What His Record Shows 

Greenspan deserves credit for helping the Fed preserve anti-inflation credibility after the Volcker era. He guided policy through several shocks. He recognized the productivity boom earlier than many of his peers. He also understood that expectations could move markets before policy itself changed. 

The criticism is just as real. 

He was too comfortable with the idea that markets could discipline themselves. He was too slow to see how mortgage securities, derivatives, thin capital cushions, and short-term incentives could turn private risk-taking into a public crisis. He also helped normalize the belief that the Fed would His 

career shows how deceptive calm can be.

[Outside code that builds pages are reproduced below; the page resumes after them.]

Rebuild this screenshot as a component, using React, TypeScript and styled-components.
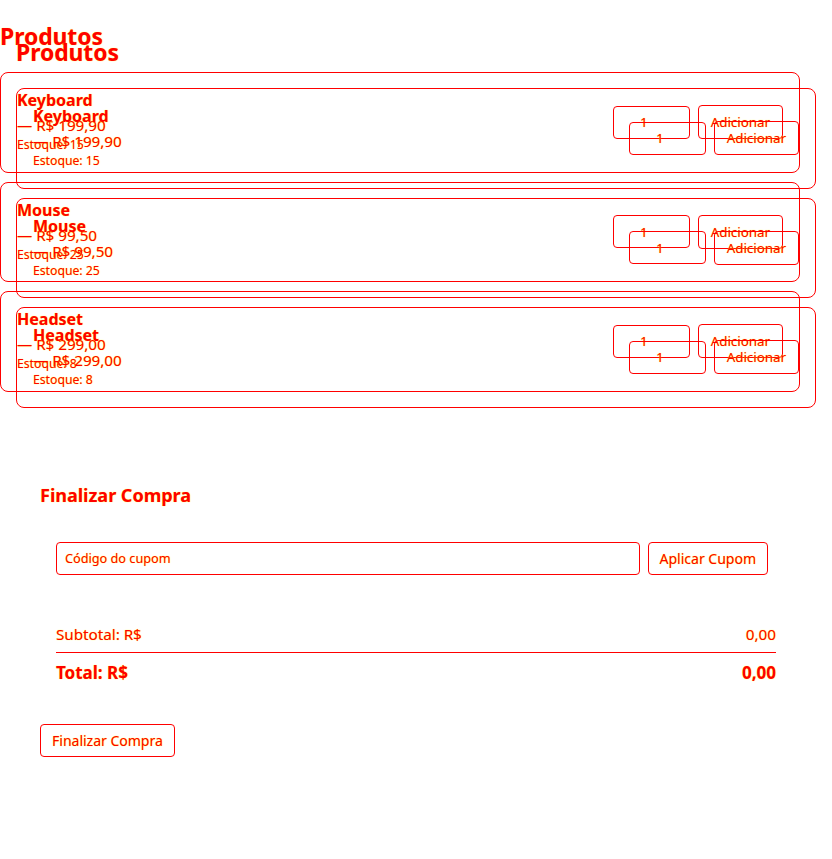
import React from 'react';
import styled, { createGlobalStyle } from 'styled-components';

const RED = '#ff0000';
const GLOW = '0 0 1px #ffff00';

const GlobalStyle = createGlobalStyle`
  html, body { margin: 0; padding: 0; background: #ffffff; }
  body {
    font-family: "Noto Sans", sans-serif;
    color: ${RED};
    text-shadow: ${GLOW};
  }
  button, input { font-family: "Noto Sans", sans-serif; }
`;

const Page = styled.div`
  width: 832px;
`;

const CatalogStack = styled.div`
  position: relative;
`;

const Ghost = styled.div`
  position: absolute;
  top: 16px;
  left: 16px;
`;

const CatalogWrap = styled.section`
  width: 800px;
  padding-top: 21px;
`;

const Title = styled.h2`
  margin: 0 0 20px;
  font-size: 22.8px;
  font-weight: 700;
  line-height: normal;
`;

const List = styled.div`
  display: flex;
  flex-direction: column;
  gap: 9px;
`;

const Card = styled.div`
  display: flex;
  align-items: center;
  justify-content: space-between;
  padding: 16px;
  border: 1px solid ${RED};
  border-radius: 8px;
`;

const Info = styled.div`
  display: flex;
  flex-direction: column;
`;

const Name = styled.h3`
  margin: 0 0 4px;
  font-size: 16px;
  font-weight: 700;
  line-height: 22px;
`;

const Price = styled.p`
  margin: 0;
  font-size: 15.2px;
  line-height: 21px;
`;

const Stock = styled.small`
  display: block;
  margin-bottom: 2.5px;
  font-size: 12.2px;
  line-height: 17px;
`;

const Actions = styled.div`
  display: flex;
  align-items: center;
  gap: 8px;
`;

const Qty = styled.input`
  box-sizing: border-box;
  width: 77px;
  height: 33px;
  padding: 0 8px;
  border: 1px solid ${RED};
  border-radius: 4px;
  background: transparent;
  color: ${RED};
  text-shadow: ${GLOW};
  font-size: 13.33px;
  text-align: center;
  outline: none;
`;

const Button = styled.button<{ $size?: number; $pad?: number }>`
  box-sizing: border-box;
  height: ${p => (p.$size && p.$size > 13.5 ? 33 : 34)}px;
  padding: 0 ${p => p.$pad ?? 12}px;
  border: 1px solid ${RED};
  border-radius: 4px;
  background: transparent;
  color: ${RED};
  text-shadow: ${GLOW};
  font-size: ${p => p.$size ?? 13.33}px;
  line-height: normal;
  cursor: pointer;
  white-space: nowrap;
`;

const Checkout = styled.section`
  margin: 75px 24px 0;
  padding: 16px;
`;

const CheckoutTitle = styled.h3`
  margin: 0 0 19px;
  font-size: 18px;
  font-weight: 700;
  line-height: normal;
`;

const CouponRow = styled.div`
  display: flex;
  align-items: center;
  gap: 8px;
  padding: 16px 24px 16px 16px;
  margin-bottom: 17px;
`;

const CouponInput = styled.input`
  flex: 1;
  box-sizing: border-box;
  height: 33px;
  padding: 0 8px;
  border: 1px solid ${RED};
  border-radius: 4px;
  background: transparent;
  color: ${RED};
  font-size: 12.7px;
  text-shadow: ${GLOW};
  outline: none;
  &::placeholder { color: ${RED}; opacity: 1; }
`;

const Summary = styled.div`
  padding: 16px;
`;

const SummaryRow = styled.div<{ $total?: boolean }>`
  display: flex;
  justify-content: space-between;
  font-size: ${p => (p.$total ? 17 : 15.2)}px;
  font-weight: ${p => (p.$total ? 700 : 400)};
  line-height: normal;
  padding: ${p => (p.$total ? '8px 0 0' : '0 0 8px')};
  border-bottom: ${p => (p.$total ? 'none' : `1px solid ${RED}`)};
`;

const Finish = styled.div`
  margin-top: 24px;
`;

const products = [
  { name: 'Keyboard', price: '199,90', stock: 15 },
  { name: 'Mouse', price: '99,50', stock: 25 },
  { name: 'Headset', price: '299,00', stock: 8 },
];

function Catalog() {
  return (
    <CatalogWrap>
      <Title>Produtos</Title>
      <List>
        {products.map(p => (
          <Card key={p.name}>
            <Info>
              <Name>{p.name}</Name>
              <Price>— R$ {p.price}</Price>
              <Stock>Estoque: {p.stock}</Stock>
            </Info>
            <Actions>
              <Qty type="number" min={1} defaultValue={1} />
              <Button>Adicionar</Button>
            </Actions>
          </Card>
        ))}
      </List>
    </CatalogWrap>
  );
}

export default function App() {
  return (
    <Page>
      <GlobalStyle />
      <CatalogStack>
        <Catalog />
        <Ghost>
          <Catalog />
        </Ghost>
      </CatalogStack>
      <Checkout>
        <CheckoutTitle>Finalizar Compra</CheckoutTitle>
        <CouponRow>
          <CouponInput type="text" placeholder="Código do cupom" />
          <Button $size={14} $pad={11}>Aplicar Cupom</Button>
        </CouponRow>
        <Summary>
          <SummaryRow>
            <span>Subtotal: R$</span>
            <span>0,00</span>
          </SummaryRow>
          <SummaryRow $total>
            <span>Total: R$</span>
            <span>0,00</span>
          </SummaryRow>
        </Summary>
        <Finish>
          <Button $size={14} $pad={11}>Finalizar Compra</Button>
        </Finish>
      </Checkout>
    </Page>
  );
}
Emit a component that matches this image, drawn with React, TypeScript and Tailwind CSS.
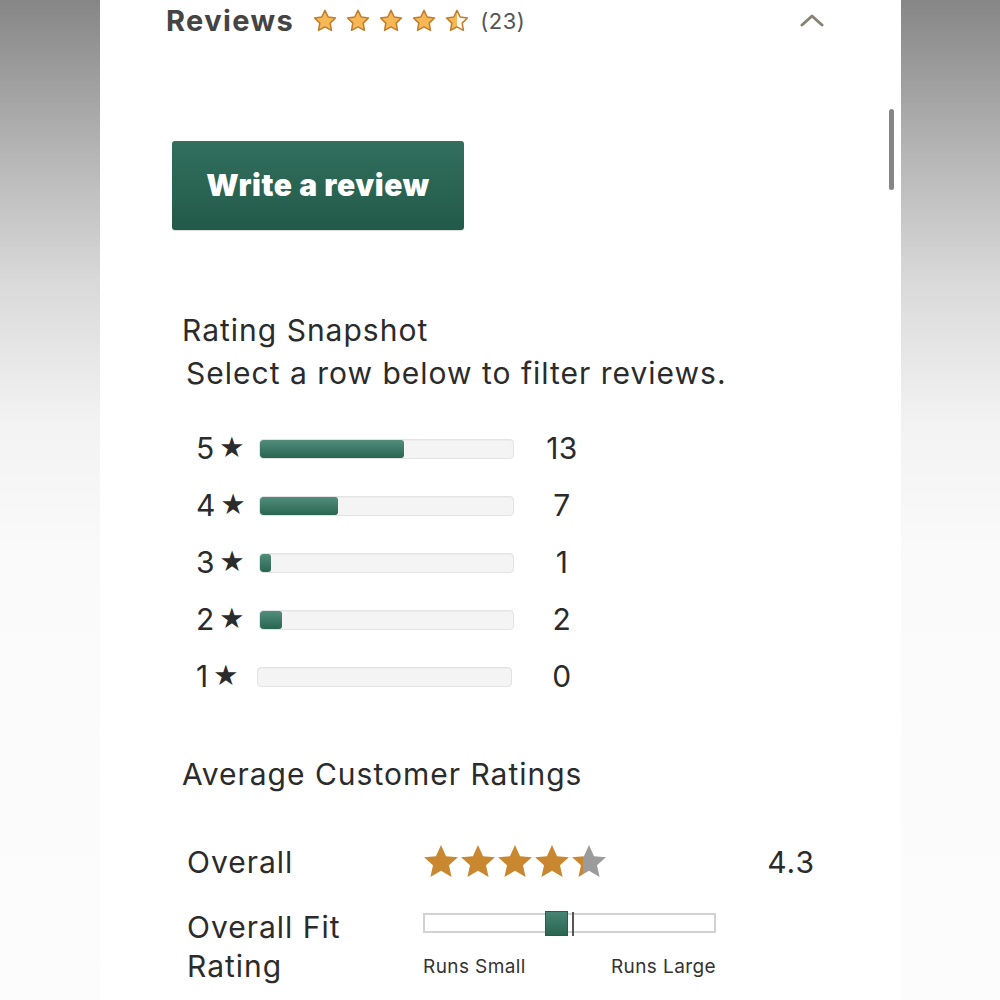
import React from "react";

const STAR = "M12 2.2l2.95 6.1 6.7.95-4.85 4.7 1.15 6.65L12 17.45 6.05 20.6 7.2 13.95 2.35 9.25l6.7-.95L12 2.2z";

function OutlineStar({ half = false, id }: { half?: boolean; id: string }) {
  return (
    <svg width="26" height="26" viewBox="0 0 24 24">
      {half && (
        <defs>
          <linearGradient id={id} x1="0" x2="1" y1="0" y2="0">
            <stop offset="50%" stopColor="#f5b855" />
            <stop offset="50%" stopColor="#fbf8f2" />
          </linearGradient>
        </defs>
      )}
      <path d={STAR} fill={half ? `url(#${id})` : "#f5b855"} stroke="#c17c2c" strokeWidth="1.4" strokeLinejoin="round" />
    </svg>
  );
}

function SolidStar({ frac = 1, id }: { frac?: number; id: string }) {
  return (
    <svg width="38" height="38" viewBox="0 0 24 24" className="-mx-[0.5px]">
      <defs>
        <linearGradient id={id} x1="0" x2="1" y1="0" y2="0">
          <stop offset={`${frac * 100}%`} stopColor="#c98830" />
          <stop offset={`${frac * 100}%`} stopColor="#9b9b9b" />
        </linearGradient>
      </defs>
      <path d="M12 1.3l3.2 7 7.5.75-5.65 5.05 1.65 7.4L12 17.6l-6.7 3.9 1.65-7.4L1.3 9.05l7.5-.75L12 1.3z" fill={`url(#${id})`} />
    </svg>
  );
}

const rows = [
  { s: 5, n: 13 },
  { s: 4, n: 7 },
  { s: 3, n: 1 },
  { s: 2, n: 2 },
  { s: 1, n: 0 },
];

export default function App() {
  const font = { fontFamily: "Inter, 'Noto Sans', sans-serif" };
  return (
    <div className="flex w-[1000px] h-[1000px] overflow-hidden bg-white" style={font}>
      <div className="w-[100px] h-full bg-[linear-gradient(to_bottom,#868686_0%,#b4b4b4_15%,#d9d9d9_28%,#f2f2f2_42%,#fafafa_55%,#fcfcfc_100%)]" />
      <div className="relative w-[801px] h-full bg-white">
        {/* header */}
        <div className="flex items-center h-[42px] pl-[66px] pr-[77px]">
          <span className="text-[29px] font-bold text-[#444] tracking-[1.4px]">Reviews</span>
          <div className="flex items-center gap-[7px] ml-[18px] mt-[-1px]">
            <OutlineStar id="h1" />
            <OutlineStar id="h2" />
            <OutlineStar id="h3" />
            <OutlineStar id="h4" />
            <OutlineStar id="h5" half />
          </div>
          <span className="ml-[10px] text-[22px] tracking-[0.5px] text-[#555]">(23)</span>
          <svg className="ml-auto mt-[-2px]" width="24" height="14" viewBox="0 0 24 14">
            <path d="M2 12L12 3l10 9" fill="none" stroke="#8a8273" strokeWidth="3" strokeLinecap="round" strokeLinejoin="round" />
          </svg>
        </div>

        {/* button */}
        <div className="ml-[72px] mt-[99px] w-[292px] h-[89px] rounded-[3px] bg-[linear-gradient(to_bottom,#326f5e,#225a49)] flex items-center justify-center shadow-[0_1px_1px_rgba(0,0,0,0.15)]">
          <span className="text-white font-black text-[30px] tracking-[0.6px]">Write a review</span>
        </div>

        {/* snapshot */}
        <div className="ml-[82px] mt-[80px] text-[30px] leading-[40px] tracking-[1px] text-[#2b2b2b]">Rating Snapshot</div>
        <div className="ml-[86px] mt-[3px] text-[30px] leading-[40px] tracking-[1px] text-[#2b2b2b]">Select a row below to filter reviews.</div>

        <div className="mt-[27px] ml-[96px] flex flex-col">
          {rows.map((r) => (
            <div key={r.s} className="flex items-center h-[57px]">
              <div className={`${r.s === 1 ? "w-[61px]" : "w-[63px]"} flex items-center text-[30px] tracking-[0.5px] text-[#2b2b2b]`}>
                <span>{r.s}</span>
                <span className="ml-[4px] text-[25px] leading-none">★</span>
              </div>
              <div className="w-[255px] h-[20px] rounded-[4px] bg-[#f4f4f4] border border-[#e3e3e3] overflow-hidden shadow-[inset_0_1px_1px_rgba(0,0,0,0.03)]">
                {r.n > 0 && (
                  <div
                    className="h-full rounded-[3px] bg-[linear-gradient(to_bottom,#528e7b,#2a6552)]"
                    style={{ width: `${Math.max((r.n / 23) * 255, 11)}px` }}
                  />
                )}
              </div>
              <div className={`${r.s === 1 ? "ml-[30px]" : "ml-[28px]"} w-[40px] text-center text-[30px] tracking-[0.5px] text-[#2b2b2b]`}>{r.n}</div>
            </div>
          ))}
        </div>

        <div className="ml-[82px] mt-[49px] text-[30px] leading-[40px] tracking-[1px] text-[#2b2b2b]">Average Customer Ratings</div>

        <div className="ml-[87px] mt-[46px] flex items-center h-[44px] pr-[86px]">
          <span className="w-[235px] text-[30px] tracking-[1px] text-[#2b2b2b]">Overall</span>
          <div className="flex items-center">
            <SolidStar id="o1" />
            <SolidStar id="o2" />
            <SolidStar id="o3" />
            <SolidStar id="o4" />
            <SolidStar id="o5" frac={0.32} />
          </div>
          <span className="ml-auto text-[30px] tracking-[1px] text-[#2b2b2b]">4.3</span>
        </div>

        <div className="ml-[87px] mt-[24px] flex">
          <div className="w-[236px] text-[30px] leading-[39px] tracking-[1px] text-[#2b2b2b]">
            Overall Fit
            <br />
            Rating
          </div>
          <div className="w-[293px] pt-[5px]">
            <div className="relative h-[20px] border-2 border-[#d2d2d2] bg-white">
              <div className="absolute left-[120px] top-[-4px] w-[23px] h-[25px] bg-[linear-gradient(to_bottom,#468571,#2a6552)] border border-[#2a5a4a]" />
              <div className="absolute left-[147px] top-[-3px] w-[2px] h-[24px] bg-[#555]" />
            </div>
            <div className="flex justify-between mt-[20px] text-[19px] tracking-[0.4px] text-[#333]">
              <span>Runs Small</span>
              <span>Runs Large</span>
            </div>
          </div>
        </div>

        {/* scrollbar */}
        <div className="absolute left-[789px] top-[109px] w-[5px] h-[81px] rounded-full bg-[#858585]" />
      </div>
      <div className="w-[99px] h-full bg-[linear-gradient(to_bottom,#868686_0%,#b4b4b4_15%,#d9d9d9_28%,#f2f2f2_42%,#fafafa_55%,#fcfcfc_100%)]" />
    </div>
  );
}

Low inflation can hide credit excess, rising asset prices can flatter weak lending decisions, and financial innovation can make risk look safely dispersed until the system has to find out where it really sits. 

Still Trading In His World

Greenspan left the Fed in 2006, but investors still operate in the world he helped create. 

Markets read the central bank for signals before decisions are made, watch for policy pivots when financial conditions tighten, and argue over how much market pain the Fed will tolerate before stepping in.  

That is his lasting contribution to economics and markets: he showed that central banks shape expectations as much as interest rates. He also showed how dangerous it can be when confidence in markets is mistaken for discipline. 

Greenspan’s legacy is large because it is unresolved. He made the Fed more flexible, more attentive to markets, and more aware that expectations can shape financial conditions before policy changes. But he also left central bankers with a warning that has aged as well as any of his insights: markets can reveal a great deal, but they cannot always be trusted to discipline themselves.